"This is Sharon, my mother-in-law.
She taught me it’s important work to see someone for who they are and not what you expect.
When I first met my mother-in-law, I had a hard time understanding her thick southern Virginia accent. And she seemed a little bossy in that southern passive aggressive polite way. But I knew she was important to the love of my life, so I accepted her begrudgingly, as some of us do when family is forced on us.
After 7 years, I still don’t really know her.
When my wife got leukemia at 30, when they gave her a 10% chance to live, when our world was shattered and changed forever, Sharon very quietly and very firmly stepped into the role she was born for.

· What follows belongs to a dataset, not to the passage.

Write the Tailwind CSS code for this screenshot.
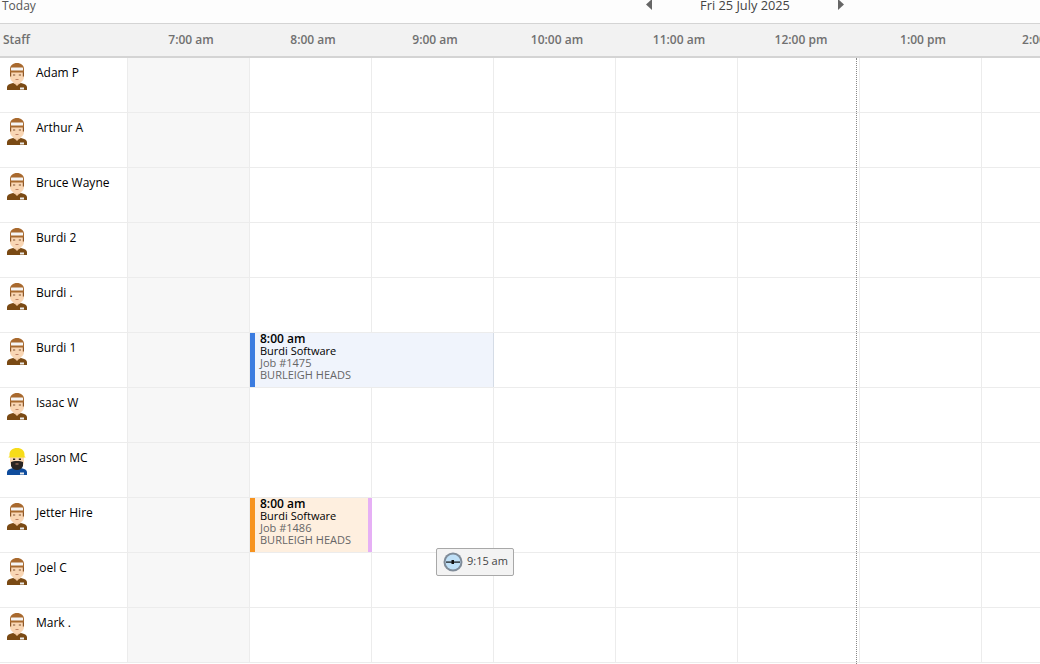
<!DOCTYPE html>
<html lang="en">
<head>
    <meta charset="UTF-8">
    <meta name="viewport" content="width=device-width, initial-scale=1.0">
    <title>Schedule</title>
    <script src="https://cdn.jsdelivr.net/npm/@tailwindcss/browser@4"></script>
</head>
<body class="bg-white h-[664px] w-[1040px] overflow-hidden font-['Open_Sans',sans-serif] text-[12px]">
    <svg class="hidden">
        <symbol id="tech" viewBox="0 0 20 27">
            <path d="M0 27v-3c0-2 2.500-3.200 6-4l4 1.500 4-1.500c3.500.8 6 2 6 4v3z" fill="#7a4a14"/>
            <path d="M6.500 18h7v1.500L10 23 6.500 19.500z" fill="#f3c9a0"/>
            <rect x="13" y="24.500" width="4" height="2" fill="#ececec"/>
            <path d="M3 9h14v5c0 3.500-3.500 6.500-7 6.500S3 17.500 3 14z" fill="#f9d6b4"/>
            <path d="M3 9h1.200v4.500H3zM15.800 9H17v4.500h-1.200z" fill="#8a5426"/>
            <path d="M3 9.500V6c0-3.500 3-6 7-6s7 2.500 7 6v3.500z" fill="#a8692e"/>
            <rect x="4" y="4.500" width="12" height="3" rx="0.500" fill="#f5f5f5"/>
            <rect x="6" y="11.500" width="2.200" height="1" fill="#7a5235"/>
            <rect x="11.800" y="11.500" width="2.200" height="1" fill="#7a5235"/>
            <rect x="8.500" y="16" width="3" height="1" fill="#c08468"/>
        </symbol>
        <symbol id="builder" viewBox="0 0 20 27">
            <path d="M0 27v-3c0-2 2.500-3.200 6-4h8c3.500.8 6 2 6 4v3z" fill="#0f4c9c"/>
            <rect x="13" y="24.500" width="4" height="2" fill="#ececec"/>
            <path d="M3 8h14v6c0 3.500-3.500 6.500-7 6.500S3 17.500 3 14z" fill="#f9d6b4"/>
            <path d="M4 14c1.500-1.500 10.500-1.500 12 0v4c-1 2.500-3.200 4-6 4s-5-1.500-6-4z" fill="#2a2522"/>
            <rect x="8.500" y="15.500" width="3" height="1" fill="#c08468"/>
            <rect x="6" y="10.500" width="2.200" height="1.500" fill="#2a2522"/>
            <rect x="11.800" y="10.500" width="2.200" height="1.500" fill="#2a2522"/>
            <path d="M1.500 9.500c0-.7.500-1 1-1V6.500C2.500 2.500 5.500 0 10 0s7.500 2.500 7.500 6.500v2c.5 0 1 .3 1 1z" fill="#f7dc1a"/>
        </symbol>
    </svg>

    <!-- Date bar -->
    <div class="h-[24px] flex items-start bg-[#fdfdfd] border-b border-[#d4d4d4] text-[#555] leading-[12px]">
        <div class="w-[645px] pl-[2px]">Today</div>
        <svg class="w-[8px] h-[12px] mt-[-1px]" viewBox="0 0 8 12"><path d="M7 0v11L1 5.500z" fill="#666"/></svg>
        <div class="w-[184px] mt-[-1px] text-center text-[#444] text-[12.800px]">Fri 25 July 2025</div>
        <svg class="w-[8px] h-[12px] mt-[-1px]" viewBox="0 0 8 12"><path d="M1 0v11l6-5.500z" fill="#666"/></svg>
    </div>

    <!-- Time header -->
    <div class="h-[34px] flex items-center bg-[#f2f2f2] border-b-2 border-[#d4d4d4] font-semibold text-[#707070] whitespace-nowrap">
        <div class="w-[128px] shrink-0 pl-[3px]">Staff</div>
        <div class="w-[122px] shrink-0 pl-[4px] text-center">7:00 am</div>
        <div class="w-[122px] shrink-0 pl-[4px] text-center">8:00 am</div>
        <div class="w-[122px] shrink-0 pl-[4px] text-center">9:00 am</div>
        <div class="w-[122px] shrink-0 pl-[4px] text-center">10:00 am</div>
        <div class="w-[122px] shrink-0 pl-[4px] text-center">11:00 am</div>
        <div class="w-[122px] shrink-0 pl-[4px] text-center">12:00 pm</div>
        <div class="w-[122px] shrink-0 pl-[4px] text-center">1:00 pm</div>
        <div class="w-[122px] shrink-0 pl-[4px] text-center">2:00 pm</div>
    </div>

    <!-- Rows -->
    <div class="relative">
        <div id="rows"></div>

        <!-- Current time line -->
        <div class="absolute top-0 left-[856px] h-[620px] border-l border-dotted border-[#888]"></div>

        <!-- Burdi 1 job -->
        <div class="absolute left-[250px] top-[275px] w-[244px] h-[54px] bg-[#f0f4fc] border-l-[5px] border-l-[#3b7ce0] border-r border-r-[#d5dce6] pl-[5px] text-[11px] leading-[12px]">
            <div class="text-[12px] font-semibold text-black">8:00 am</div>
            <div class="text-black">Burdi Software</div>
            <div class="text-[#666]">Job #1475</div>
            <div class="text-[#666]">BURLEIGH HEADS</div>
        </div>

        <!-- Jetter Hire job -->
        <div class="absolute left-[250px] top-[440px] w-[122px] h-[54px] bg-[#feefdf] border-l-[5px] border-l-[#f7931e] border-r-[4px] border-r-[#e6b0f5] pl-[5px] text-[11px] leading-[12px] whitespace-nowrap">
            <div class="text-[12px] font-semibold text-black">8:00 am</div>
            <div class="text-black">Burdi Software</div>
            <div class="text-[#666]">Job #1486</div>
            <div class="text-[#666]">BURLEIGH HEADS</div>
        </div>

        <!-- Drag time tooltip -->
        <div class="absolute left-[436px] top-[490px] w-[78px] h-[28px] flex items-center gap-[4px] pl-[6px] bg-[#f3f3f3] border border-[#a8a8a8] rounded-[2px] text-[11px] text-[#444]">
            <svg class="w-[20px] h-[20px] shrink-0" viewBox="0 0 20 20">
                <circle cx="10" cy="10" r="9.500" fill="#7f8b98"/>
                <circle cx="10" cy="10" r="7.500" fill="#bfe0f7"/>
                <path d="M3 9.500h14v1.200H3z" fill="#111"/>
                <path d="M8.500 8h2.500v4H8.500z" fill="#111"/>
            </svg>
            <span class="mt-[-1px]">9:15 am</span>
        </div>
    </div>

    <script>
        // staff list for the grid, Jason is the only one with the builder icon
        var staff = ['Adam P', 'Arthur A', 'Bruce Wayne', 'Burdi 2', 'Burdi .', 'Burdi 1', 'Isaac W', 'Jason MC', 'Jetter Hire', 'Joel C', 'Mark .'];
        var html = '';
        staff.forEach(function (name) {
            var icon = name === 'Jason MC' ? 'builder' : 'tech';
            var cells = '';
            for (var i = 0; i < 7; i++) {
                cells += '<div class="w-[122px] shrink-0 border-r border-[#ececec]"></div>';
            }
            html += '<div class="h-[55px] flex border-b border-[#ececec]">' +
                '<div class="w-[128px] shrink-0 flex items-start border-r border-[#ececec] pl-[7px] pt-[5px]">' +
                '<svg class="w-[20px] h-[27px] shrink-0"><use href="#' + icon + '"></use></svg>' +
                '<span class="ml-[9px] text-black leading-[19px]">' + name + '</span></div>' +
                '<div class="w-[122px] shrink-0 bg-[#f7f7f7] border-r border-[#ececec]"></div>' +
                cells + '</div>';
        });
        document.getElementById('rows').innerHTML = html;
    </script>
</body>
</html>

She moved, with her dependent Vietnam vet husband, into our house and became my wife’s caretaker too.
Over a period of two years, she bought most of the groceries, cooked almost every meal, did most of the laundry and cleaning, drove both dependents to almost every one of the 300+ doctor appointments , sorted tens of thousands of pills, and made sure they were all taken on time at every hour, every day.
And she did this when she herself was diagnosed with cancer in the middle of caring for everyone else. When she was getting a mastectomy. When she is going through chemo.
She hums when she works. She talks to herself when there’s no one to listen, and she goes about every day with humility and grace.
I took this photo (seen above) before I left for work one day. She didn’t know I was there.
This, friends, is what greatness looks like in a quiet moment. Waiting on oatmeal to cook for her daughter for the 300th time since she got sick. Her hair was gone from her own chemo. She refused to quit caring against all odds.
Not everyone gets to have a real-world superhero in their lives. And for this I was filled with gratitude every day.
The real heroes don’t wear capes. Sometimes, they wear bathrobes in kitchens making oatmeal."